Definitivamente ella maneja con suma destreza las demarcaciones entre imaginación, memoria y realidad, y lo que es más admirable todavía, lo hace desde una voz interior de fascinante solidez, donde podremos leer poemas de una vitalidad desgarradora de la misma manera en que hallaremos textos desgarradoramente vitales; en todo caso sus poemas no nos dejaran indiferentes y al leerlos experimentaremos una renovación significativa de nuestra perspectiva personal –íntima diría ella-, del mundo donde está la vida al acecho.

Una poética que se acerca a la filantropía como praxis es una poética que se aproxima a la vastedad interior de su autor(a) y es en esa fascinación por la insondable intimidad donde le crece y se registra el inventario de símbolos que habitan la poesía escrita por Soledad Álvarez; como una aspiración que se le agranda y empoza –simultáneamente- en su libertad creativa.

Ella crece en el amor que da. Prevalece en el que recibe. Y esa acendrada vibración del Ser –con mayúscula-, ejerce una palpitante fascinación por (des)cubrir el rumor que traen sus reminiscencias, esos versos suyos en espléndido diálogo con sus recuerdos prístinos, pero también con el espejo alevoso y voraz, con sus congéneres y sus fantasmas, con la naturaleza y con lo divino (y no es una redundancia), con Dios y consigo, con la página en blanco y con su “Soledad”. Su poesía resulta pues una entelequia dialógica. Un signo que apaga al poema para sumergirse e invocar la Poesía que lo abandona para trascenderlo en sí misma. Soledad vs soledad.
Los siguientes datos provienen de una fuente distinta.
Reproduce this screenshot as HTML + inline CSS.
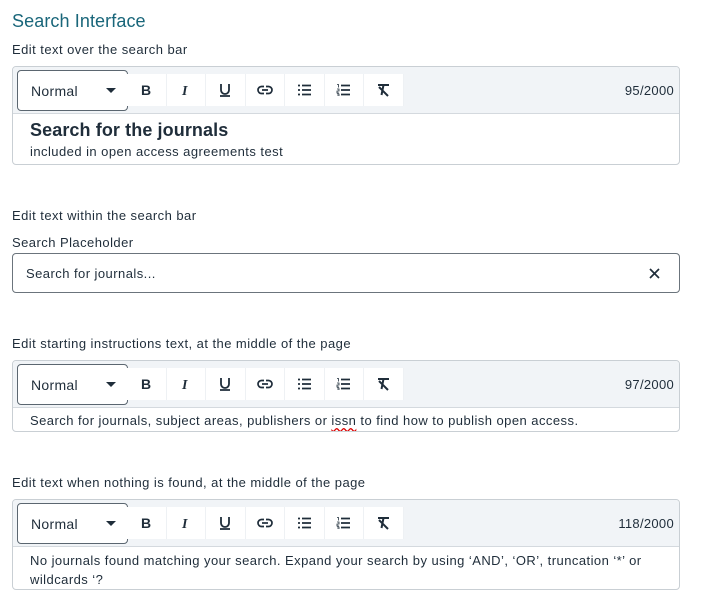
<!DOCTYPE html>
<html><head><style>
*{box-sizing:border-box;margin:0;padding:0}
body{width:707px;height:609px;background:#fff;font-family:"Liberation Sans",sans-serif;color:#1f2d3a;position:relative;overflow:hidden}
.a{position:absolute}
.lbl{font-size:13px;color:#1f2d3a;white-space:nowrap;letter-spacing:0.45px}
.ed{position:absolute;left:12px;width:668px;border:1px solid #c9cfd4;border-radius:4px;overflow:hidden}
.tb{height:47px;background:#f1f4f7;border-bottom:1px solid #d4d9de;position:relative}
.sel{position:absolute;left:4px;top:3px;width:111px;height:41px;border:1px solid #5b6670;border-radius:4px;background:#fff;font-size:14px;padding:12px 0 0 13px;letter-spacing:0.3px}
.sel:after{content:"";position:absolute;right:11px;top:17px;border:5px solid transparent;border-top:5px solid #1f2d3a;border-bottom:0}
.btns{position:absolute;left:114px;top:7px;height:32px;display:flex;background:#fff}
.btns div{width:39.5px;height:32px;border-right:1px solid #eef1f4;display:flex;align-items:center;justify-content:center}
.cnt{position:absolute;right:5px;top:16px;font-size:13px;letter-spacing:0.3px}
.body{font-size:13px;padding:0 17px;letter-spacing:0.45px}
</style></head><body>
<div class="a" style="left:12px;top:11px;font-size:18px;color:#19667a;letter-spacing:0.1px">Search Interface</div>
<div class="a lbl" style="left:12px;top:42px">Edit text over the search bar</div>

<div class="ed" style="top:66px;height:99px">
 <div class="tb"><div class="sel">Normal</div>
 <div class="btns">
  <div><svg width="14" height="14"><text x="2" y="12" font-size="14" font-weight="bold" font-family="Liberation Sans" fill="#1f2d3a">B</text></svg></div>
  <div><svg width="14" height="14"><text x="3" y="12" font-size="14" font-weight="bold" font-style="italic" font-family="Liberation Serif" fill="#1f2d3a">I</text></svg></div>
  <div><svg width="14" height="16"><path d="M3 2v6a4 4 0 0 0 8 0V2M2 14h10" stroke="#1f2d3a" stroke-width="1.8" fill="none"/></svg></div>
  <div><svg width="16" height="10"><rect x="1" y="1.5" width="14" height="7" rx="3.5" stroke="#1f2d3a" stroke-width="1.7" fill="none"/><path d="M5 5h6" stroke="#1f2d3a" stroke-width="1.7"/><rect x="7" y="0" width="2" height="3" fill="#fff"/><rect x="7" y="7" width="2" height="3" fill="#fff"/></svg></div>
  <div><svg width="15" height="12"><path d="M1 1.5h2M1 6h2M1 10.5h2M5 1.5h9M5 6h9M5 10.5h9" stroke="#1f2d3a" stroke-width="1.8"/></svg></div>
  <div><svg width="15" height="12"><path d="M5 1.5h9M5 6h9M5 10.5h9" stroke="#1f2d3a" stroke-width="1.8"/><path d="M1 0.5h1.5v3M1 5h2v2h-2v2h2M1 10h2v2h-2" stroke="#1f2d3a" stroke-width="0.8" fill="none"/></svg></div>
  <div><svg width="15" height="14"><path d="M2 2h11M7.5 2l-2 10M3 4l9 9" stroke="#1f2d3a" stroke-width="2" fill="none"/></svg></div>
 </div><div class="cnt">95/2000</div></div>
 <div class="body" style="padding-top:5px"><div style="font-size:18px;font-weight:bold;line-height:22px;letter-spacing:0.1px">Search for the journals</div><div style="margin-top:3px">included in open access agreements test</div></div>
</div>

<div class="a lbl" style="left:12px;top:208px">Edit text within the search bar</div>
<div class="a lbl" style="left:12px;top:235px">Search Placeholder</div>
<div class="a" style="left:12px;top:253px;width:668px;height:40px;border:1px solid #6b747c;border-radius:4px;font-size:13px;padding:12px 0 0 13px;letter-spacing:0.45px">Search for journals...
 <svg class="a" style="right:19px;top:14px" width="11" height="11"><path d="M1 1l9 9M10 1l-9 9" stroke="#1f2d3a" stroke-width="1.7"/></svg></div>

<div class="a lbl" style="left:12px;top:336px">Edit starting instructions text, at the middle of the page</div>
<div class="ed" style="top:360px;height:72px">
 <div class="tb"><div class="sel">Normal</div>
 <div class="btns">
  <div><svg width="14" height="14"><text x="2" y="12" font-size="14" font-weight="bold" font-family="Liberation Sans" fill="#1f2d3a">B</text></svg></div>
  <div><svg width="14" height="14"><text x="3" y="12" font-size="14" font-weight="bold" font-style="italic" font-family="Liberation Serif" fill="#1f2d3a">I</text></svg></div>
  <div><svg width="14" height="16"><path d="M3 2v6a4 4 0 0 0 8 0V2M2 14h10" stroke="#1f2d3a" stroke-width="1.8" fill="none"/></svg></div>
  <div><svg width="16" height="10"><rect x="1" y="1.5" width="14" height="7" rx="3.5" stroke="#1f2d3a" stroke-width="1.7" fill="none"/><path d="M5 5h6" stroke="#1f2d3a" stroke-width="1.7"/><rect x="7" y="0" width="2" height="3" fill="#fff"/><rect x="7" y="7" width="2" height="3" fill="#fff"/></svg></div>
  <div><svg width="15" height="12"><path d="M1 1.5h2M1 6h2M1 10.5h2M5 1.5h9M5 6h9M5 10.5h9" stroke="#1f2d3a" stroke-width="1.8"/></svg></div>
  <div><svg width="15" height="12"><path d="M5 1.5h9M5 6h9M5 10.5h9" stroke="#1f2d3a" stroke-width="1.8"/><path d="M1 0.5h1.5v3M1 5h2v2h-2v2h2M1 10h2v2h-2" stroke="#1f2d3a" stroke-width="0.8" fill="none"/></svg></div>
  <div><svg width="15" height="14"><path d="M2 2h11M7.5 2l-2 10M3 4l9 9" stroke="#1f2d3a" stroke-width="2" fill="none"/></svg></div>
 </div><div class="cnt">97/2000</div></div>
 <div class="body" style="padding-top:5px">Search for journals, subject areas, publishers or <span style="text-decoration:underline wavy #d00;text-underline-offset:2px">issn</span> to find how to publish open access.</div>
</div>

<div class="a lbl" style="left:12px;top:475px">Edit text when nothing is found, at the middle of the page</div>
<div class="ed" style="top:499px;height:91px">
 <div class="tb"><div class="sel">Normal</div>
 <div class="btns">
  <div><svg width="14" height="14"><text x="2" y="12" font-size="14" font-weight="bold" font-family="Liberation Sans" fill="#1f2d3a">B</text></svg></div>
  <div><svg width="14" height="14"><text x="3" y="12" font-size="14" font-weight="bold" font-style="italic" font-family="Liberation Serif" fill="#1f2d3a">I</text></svg></div>
  <div><svg width="14" height="16"><path d="M3 2v6a4 4 0 0 0 8 0V2M2 14h10" stroke="#1f2d3a" stroke-width="1.8" fill="none"/></svg></div>
  <div><svg width="16" height="10"><rect x="1" y="1.5" width="14" height="7" rx="3.5" stroke="#1f2d3a" stroke-width="1.7" fill="none"/><path d="M5 5h6" stroke="#1f2d3a" stroke-width="1.7"/><rect x="7" y="0" width="2" height="3" fill="#fff"/><rect x="7" y="7" width="2" height="3" fill="#fff"/></svg></div>
  <div><svg width="15" height="12"><path d="M1 1.5h2M1 6h2M1 10.5h2M5 1.5h9M5 6h9M5 10.5h9" stroke="#1f2d3a" stroke-width="1.8"/></svg></div>
  <div><svg width="15" height="12"><path d="M5 1.5h9M5 6h9M5 10.5h9" stroke="#1f2d3a" stroke-width="1.8"/><path d="M1 0.5h1.5v3M1 5h2v2h-2v2h2M1 10h2v2h-2" stroke="#1f2d3a" stroke-width="0.8" fill="none"/></svg></div>
  <div><svg width="15" height="14"><path d="M2 2h11M7.5 2l-2 10M3 4l9 9" stroke="#1f2d3a" stroke-width="2" fill="none"/></svg></div>
 </div><div class="cnt">118/2000</div></div>
 <div class="body" style="padding-top:4px;line-height:19px">No journals found matching your search. Expand your search by using ‘AND’, ‘OR’, truncation ‘*’ or<br>wildcards ‘?</div>
</div>
</body></html>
Soplos de contemplación (in)temporal que nuestra autora redime compartiéndolos con nosotros.

Lo creo fervientemente, a los lectores de nuestro tiempo les hace mucha falta una poesía de la serenidad reverberante como la que alumbran estos tres poemarios que ella, en su acompañada generosidad, me obsequiara para los propósitos de esta entrega. Doy las gracias a Dios por haberme permitido transitar por sus “estaciones íntimas”, en un “vuelo posible” junto a ustedes, dilectos amigos y lectores, y navegar a través de su “autobiografía en el agua” hacia un mejoramiento humano. Créanme, con Soledad podrán sentir que la lectura de poesía garantiza aquello que la propia poeta anticipara como “un regreso a la sensibilidad”. “Una puntada sigue a otra puntada…”. Quedan advertidos.